**What this task involves**: Repeat every line of the listing below exactly, minus the pictures.

**Available data**:
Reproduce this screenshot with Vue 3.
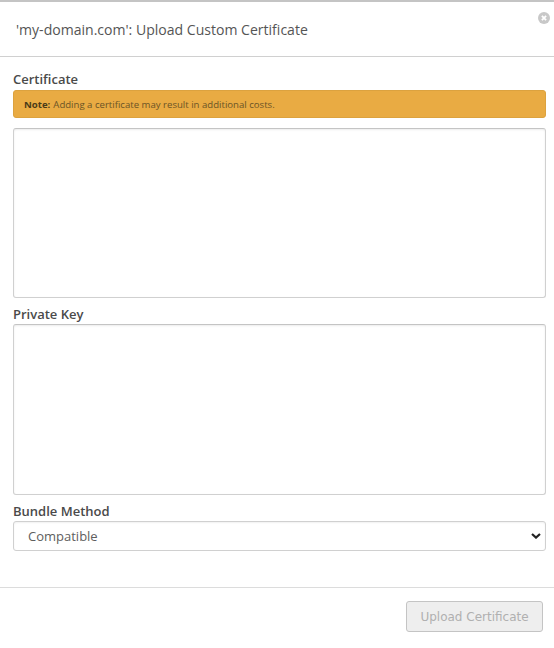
<template>
    <div class="modal">
        <div class="modal-header">
            <h2 class="modal-title">'my-domain.com': Upload Custom Certificate</h2>
            <span class="modal-close">
                <svg width="12" height="12" viewBox="0 0 12 12">
                    <circle cx="6" cy="6" r="6" fill="#c8c8c8" />
                    <path d="M3.9 3.9l4.2 4.2M8.1 3.9l-4.2 4.2" stroke="#fff" stroke-width="1.8" />
                </svg>
            </span>
        </div>
        <div class="modal-body">
            <label class="field-label first">Certificate</label>
            <div class="note"><strong>Note:</strong> Adding a certificate may result in additional costs.</div>
            <textarea class="field-area cert" v-model="certificate"></textarea>
            <label class="field-label">Private Key</label>
            <textarea class="field-area" v-model="privateKey"></textarea>
            <label class="field-label">Bundle Method</label>
            <div class="select-wrap">
                <select class="field-select" v-model="bundle">
                    <option v-for="opt in bundleOptions" :key="opt">{{ opt }}</option>
                </select>
                <svg class="select-arrow" width="10" height="6" viewBox="0 0 10 6">
                    <path d="M1 1l4 3.6L9 1" fill="none" stroke="#222" stroke-width="2.2" />
                </svg>
            </div>
        </div>
        <div class="modal-footer">
            <button class="btn-upload" disabled>Upload Certificate</button>
        </div>
    </div>
</template>

<script setup>
import { ref } from 'vue'

const certificate = ref("")
const privateKey = ref("")
const bundle = ref("Compatible")
const bundleOptions = ['Compatible', 'Modern', 'User-defined']
</script>

<style>
html,
body {
    margin: 0;
    background: #fff;
}
</style>

<style scoped>
.modal {
    width: 554px;
    height: 648px;
    box-sizing: border-box;
    display: flex;
    flex-direction: column;
    position: relative;
    border-top: 2px solid #c4c4c4;
    font-family: "Open Sans", "Liberation Sans", sans-serif;
    color: #444;
}

.modal-header {
    height: 55px;
    box-sizing: border-box;
    padding: 0 16px;
    display: flex;
    align-items: center;
    border-bottom: 1px solid #d0d0d0;
}

.modal-title {
    margin: 0;
    font-size: 14.05px;
    font-weight: 400;
    color: #555;
}

.modal-close {
    position: absolute;
    top: 10px;
    right: 4px;
    line-height: 0;
}

.modal-body {
    padding: 14px 8px 0 13px;
    display: flex;
    flex-direction: column;
    height: 530px;
    box-sizing: border-box;
}

.field-label {
    font-size: 13px;
    font-weight: 600;
    line-height: 17px;
    color: #4a4a4a;
    margin-top: 8px;
    margin-bottom: 1px;
}

.field-label.first {
    margin-top: 0;
    margin-bottom: 2px;
}

.note {
    height: 28px;
    box-sizing: border-box;
    background: #e9ab43;
    border: 1px solid #dca23f;
    border-radius: 3px;
    padding: 0 10px;
    display: flex;
    align-items: center;
    gap: 3px;
    font-size: 9.6px;
    color: #6b5426;
}

.note strong {
    font-weight: 700;
    color: #4a3a18;
}

.field-area {
    display: block;
    width: 533px;
    height: 171px;
    box-sizing: border-box;
    border: 1px solid #d0d0d0;
    border-top-color: #c4c4c4;
    border-radius: 3px;
    box-shadow: inset 0 1px 2px rgba(0, 0, 0, 0.08);
    background: #fff;
    resize: none;
    outline: none;
    padding: 6px;
}

.field-area.cert {
    margin-top: 10px;
    height: 170px;
}

.select-wrap {
    position: relative;
    width: 533px;
    height: 30px;
}

.field-select {
    width: 100%;
    height: 100%;
    box-sizing: border-box;
    appearance: none;
    border: 1px solid #d0d0d0;
    border-radius: 3px;
    box-shadow: inset 0 1px 2px rgba(0, 0, 0, 0.06);
    background: #fff;
    padding: 0 14px;
    font-family: inherit;
    font-size: 13px;
    color: #5e5e5e;
    outline: none;
}

.select-arrow {
    position: absolute;
    top: 12px;
    right: 5px;
    pointer-events: none;
}

.modal-footer {
    flex: 1;
    border-top: 1px solid #dcdcdc;
    padding: 13px 11px 0 0;
    display: flex;
    justify-content: flex-end;
    align-items: flex-start;
}

.btn-upload {
    width: 137px;
    height: 31px;
    box-sizing: border-box;
    border: 1px solid #c4c4c4;
    border-radius: 3px;
    background: #eeeeee;
    color: #b0b0b0;
    font-family: "DejaVu Sans", "Open Sans", sans-serif;
    font-size: 12px;
    padding: 0;
}
</style>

**Solution for this task**:
Reproduce this screenshot with Vue 3.
<template>
    <div class="modal">
        <div class="modal-header">
            <h2 class="modal-title">'my-domain.com': Upload Custom Certificate</h2>
            <span class="modal-close">
                <svg width="12" height="12" viewBox="0 0 12 12">
                    <circle cx="6" cy="6" r="6" fill="#c8c8c8" />
                    <path d="M3.9 3.9l4.2 4.2M8.1 3.9l-4.2 4.2" stroke="#fff" stroke-width="1.8" />
                </svg>
            </span>
        </div>
        <div class="modal-body">
            <label class="field-label first">Certificate</label>
            <div class="note"><strong>Note:</strong> Adding a certificate may result in additional costs.</div>
            <textarea class="field-area cert" v-model="certificate"></textarea>
            <label class="field-label">Private Key</label>
            <textarea class="field-area" v-model="privateKey"></textarea>
            <label class="field-label">Bundle Method</label>
            <div class="select-wrap">
                <select class="field-select" v-model="bundle">
                    <option v-for="opt in bundleOptions" :key="opt">{{ opt }}</option>
                </select>
                <svg class="select-arrow" width="10" height="6" viewBox="0 0 10 6">
                    <path d="M1 1l4 3.6L9 1" fill="none" stroke="#222" stroke-width="2.2" />
                </svg>
            </div>
        </div>
        <div class="modal-footer">
            <button class="btn-upload" disabled>Upload Certificate</button>
        </div>
    </div>
</template>

<script setup>
import { ref } from 'vue'

const certificate = ref("")
const privateKey = ref("")
const bundle = ref("Compatible")
const bundleOptions = ['Compatible', 'Modern', 'User-defined']
</script>

<style>
html,
body {
    margin: 0;
    background: #fff;
}
</style>

<style scoped>
.modal {
    width: 554px;
    height: 648px;
    box-sizing: border-box;
    display: flex;
    flex-direction: column;
    position: relative;
    border-top: 2px solid #c4c4c4;
    font-family: "Open Sans", "Liberation Sans", sans-serif;
    color: #444;
}

.modal-header {
    height: 55px;
    box-sizing: border-box;
    padding: 0 16px;
    display: flex;
    align-items: center;
    border-bottom: 1px solid #d0d0d0;
}

.modal-title {
    margin: 0;
    font-size: 14.05px;
    font-weight: 400;
    color: #555;
}

.modal-close {
    position: absolute;
    top: 10px;
    right: 4px;
    line-height: 0;
}

.modal-body {
    padding: 14px 8px 0 13px;
    display: flex;
    flex-direction: column;
    height: 530px;
    box-sizing: border-box;
}

.field-label {
    font-size: 13px;
    font-weight: 600;
    line-height: 17px;
    color: #4a4a4a;
    margin-top: 8px;
    margin-bottom: 1px;
}

.field-label.first {
    margin-top: 0;
    margin-bottom: 2px;
}

.note {
    height: 28px;
    box-sizing: border-box;
    background: #e9ab43;
    border: 1px solid #dca23f;
    border-radius: 3px;
    padding: 0 10px;
    display: flex;
    align-items: center;
    gap: 3px;
    font-size: 9.6px;
    color: #6b5426;
}

.note strong {
    font-weight: 700;
    color: #4a3a18;
}

.field-area {
    display: block;
    width: 533px;
    height: 171px;
    box-sizing: border-box;
    border: 1px solid #d0d0d0;
    border-top-color: #c4c4c4;
    border-radius: 3px;
    box-shadow: inset 0 1px 2px rgba(0, 0, 0, 0.08);
    background: #fff;
    resize: none;
    outline: none;
    padding: 6px;
}

.field-area.cert {
    margin-top: 10px;
    height: 170px;
}

.select-wrap {
    position: relative;
    width: 533px;
    height: 30px;
}

.field-select {
    width: 100%;
    height: 100%;
    box-sizing: border-box;
    appearance: none;
    border: 1px solid #d0d0d0;
    border-radius: 3px;
    box-shadow: inset 0 1px 2px rgba(0, 0, 0, 0.06);
    background: #fff;
    padding: 0 14px;
    font-family: inherit;
    font-size: 13px;
    color: #5e5e5e;
    outline: none;
}

.select-arrow {
    position: absolute;
    top: 12px;
    right: 5px;
    pointer-events: none;
}

.modal-footer {
    flex: 1;
    border-top: 1px solid #dcdcdc;
    padding: 13px 11px 0 0;
    display: flex;
    justify-content: flex-end;
    align-items: flex-start;
}

.btn-upload {
    width: 137px;
    height: 31px;
    box-sizing: border-box;
    border: 1px solid #c4c4c4;
    border-radius: 3px;
    background: #eeeeee;
    color: #b0b0b0;
    font-family: "DejaVu Sans", "Open Sans", sans-serif;
    font-size: 12px;
    padding: 0;
}
</style>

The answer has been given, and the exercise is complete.